# uber iphone vs. android app



## papa-tango2

is there any big difference between the uber iPhone verses in the uber Android application? Now I know the price is more obviously, but I Drive for a lyft as well and one to operate both at the same time anyone with experience could you please chime in thanks in advance


----------



## Remy Hendra

The Uber map is integrated in the app on iOS. On android I have to use Waze or Google Map so it's back and forth between map and the Uber app. Somtimes the Waze is not showing the direction after the pax entered it (A bug? don't know...). I haven't tried with Google Map on Android.


----------



## stefX

I was just wondering the same.....and negative issues with using my personal phone?


----------



## Remy Hendra

Just tried with Google Map on Android...worked better than Waze but it's slow!..maybe just my shitty phone


----------



## Sly

uber phone $40 a month. Sprint second line, $70 a month.


----------



## Route9

I use an Android with Google maps. Google maps pops up automatically when I hit naviagate to the rider, and there is now a driver app tab on Google maps when the Driver app is running. So Google maps opens automatically once I hit navigate from the driver app. then when I get there I just hit the driver tab on maps. It seems that Google maps is trying to integrate Uber as part of their maps program. (http://mashable.com/2014/11/05/google-maps-lollipop-update/)

Also the app is slow opening Google maps the first time (~10-15seconds fortunately this is usually when I am navigating to the first rider), but tends to be ok afterwards for the following riders.
Every now and then Google maps navigation map freezes but continues with verbal and written turn directions.


----------



## ElectroFuzz

Sly said:


> uber phone $40 a month. Sprint second line, $70 a month.


uber phone $40 a month, Verizon 8" Android tablet $10 a month.
So now I have 2 Uber Partner Apps, one on the tablet
and one as a backup on my personal iphone.


----------



## Sly

ElectroFuzz said:


> uber phone $40 a month, Verizon 8" Android tablet $10 a month.
> So now I have 2 Uber Partner Apps, one on the tablet
> and one as a backup on my personal iphone.

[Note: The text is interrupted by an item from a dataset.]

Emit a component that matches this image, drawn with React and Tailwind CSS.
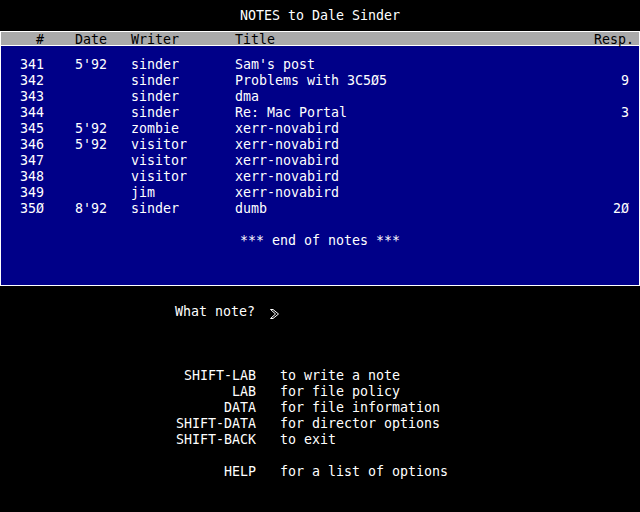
const notes = [
  { num: '341', date: "5'92", writer: 'sinder', title: "Sam's post", resp: '' },
  { num: '342', date: '', writer: 'sinder', title: 'Problems with 3C5Ø5', resp: '9' },
  { num: '343', date: '', writer: 'sinder', title: 'dma', resp: '' },
  { num: '344', date: '', writer: 'sinder', title: 'Re: Mac Portal', resp: '3' },
  { num: '345', date: "5'92", writer: 'zombie', title: 'xerr-novabird', resp: '' },
  { num: '346', date: "5'92", writer: 'visitor', title: 'xerr-novabird', resp: '' },
  { num: '347', date: '', writer: 'visitor', title: 'xerr-novabird', resp: '' },
  { num: '348', date: '', writer: 'visitor', title: 'xerr-novabird', resp: '' },
  { num: '349', date: '', writer: 'jim', title: 'xerr-novabird', resp: '' },
  { num: '35Ø', date: "8'92", writer: 'sinder', title: 'dumb', resp: '2Ø' },
];

const keys = [
  { key: 'SHIFT-LAB', desc: 'to write a note' },
  { key: 'LAB', desc: 'for file policy' },
  { key: 'DATA', desc: 'for file information' },
  { key: 'SHIFT-DATA', desc: 'for director options' },
  { key: 'SHIFT-BACK', desc: 'to exit' },
  { key: '', desc: '' },
  { key: 'HELP', desc: 'for a list of options' },
];

function Arrow() {
  return (
    <svg width="10" height="11" viewBox="0 0 10 11" className="ml-[15px] mt-[5px]">
      <path d="M0.5 0.5 L3 0.5 L8.5 5 L3 9.5 L0.5 9.5 L5.5 5 Z" fill="none" stroke="white" strokeWidth="1" />
    </svg>
  );
}

export default function App() {
  return (
    <div className="w-[640px] h-[512px] bg-black text-white overflow-hidden font-['DejaVu_Sans_Mono','Liberation_Mono',monospace] text-[13.3px] leading-4 whitespace-pre">
      {/* Title */}
      <div className="h-[31px] pt-[8px] text-center">NOTES to Dale Sinder</div>

      {/* Notes panel */}
      <div className="border border-white">
        <div className="h-[14px] leading-4 bg-[#aaaaaa] text-black border-b border-white flex">
          <span className="w-[43px] text-right">#</span>
          <span className="w-[56px] ml-[31px]">Date</span>
          <span className="w-[104px]">Writer</span>
          <span className="flex-1">Title</span>
          <span className="pr-[5px]">Resp.</span>
        </div>
        <div className="h-[239px] bg-[#000088] pt-[11px]">
          {notes.map(n => (
            <div key={n.num} className="flex h-4">
              <span className="w-[43px] text-right">{n.num}</span>
              <span className="w-[56px] ml-[31px]">{n.date}</span>
              <span className="w-[104px]">{n.writer}</span>
              <span className="flex-1">{n.title}</span>
              <span className="pr-[10px]">{n.resp}</span>
            </div>
          ))}
          <div className="h-4" />
          <div className="text-center">*** end of notes ***</div>
        </div>
      </div>

      {/* Prompt */}
      <div className="mt-[18px] pl-[175px] flex items-start h-4">
        <span>What note?</span>
        <Arrow />
      </div>

      {/* Key options */}
      <div className="mt-[48px]">
        {keys.map((k, i) => (
          <div key={i} className="flex h-4">
            <span className="w-[256px] text-right">{k.key}</span>
            <span className="ml-[24px]">{k.desc}</span>
          </div>
        ))}
      </div>
    </div>
  );
}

I got an android tablet via sprint for $15 a month via sprint. Could I run uber on it?
It's a little large to be holding in my hand while driving. Is there a window mount for it?
How does Uber handle being in the background?
I also use this tablet for playing games between fares.
I only have a 1gb plan on my tablet. Unlimited on iphone.

I run Lyft on my Iphone.
I use Google to get back to "home base" after running a long route so switch Lyft off while doing it via this phone.


----------



## ElectroFuzz

Should work on Android tablet as long as the clock can be set on "automatic update"
Mine is a Samsung Tab4 8.0

How does Uber handle being in the background?
I am not running live yet (I am waiting for my car mount)
but I heard the app doesn't like to be in the background, it warns you every 2 minutes
that it will take you offline.

There are several mounts out there.
- the cheapo window mounts (worthless)
- the cheapo CD slot mount ($) (seems to work much better)
- Several RAM mounts ($$) (good stuff)
- And then there is the ProClip USA ($$$) , that's the one I got:
This thing swivels and tilts in any direction, it gets hooked up to a custom made clip
that is car specific.
More info here:
http://www.proclipusa.com


----------



## Sly

I never use the cd. hmmm.


----------



## ElectroFuzz




----------



## Sly

Ordered a magnetic cd mount.
Went to link Uber to get download for uber ap and it says my Samsung Android is not qualified.
Where do I download the Uber ap?


----------



## ElectroFuzz

Sly said:


> Ordered a magnetic cd mount.
> Went to link Uber to get download for uber ap and it says my Samsung Android is not qualified.
> Where do I download the Uber ap?


Go to Google Play Store.
Search for Uber (rider app)
On the Uber rider app page scroll all the way to the bottom
where you will see "Other apps from this developer"
Uber Partner app should be there.


----------



## ElectroFuzz

Sly said:


> Ordered a magnetic cd mount.
> Went to link Uber to get download for uber ap and it says my Samsung Android is not qualified.
> Where do I download the Uber ap?


The magnetic mounts are very interesting
but I decided not to go with it because some users
claim the magnetic field is messing with their GPS location.
Not sure if it's true but I didn't want to take that risk.
Let us know how it works for you.


----------



## Sly

I loaded the uber ap on my tablet but decided to keep using the uber phone for now. Tablet makes an excellent gps, map, kindle, and game device while I'm at work. If I run uber ap on it I'll need two tablets.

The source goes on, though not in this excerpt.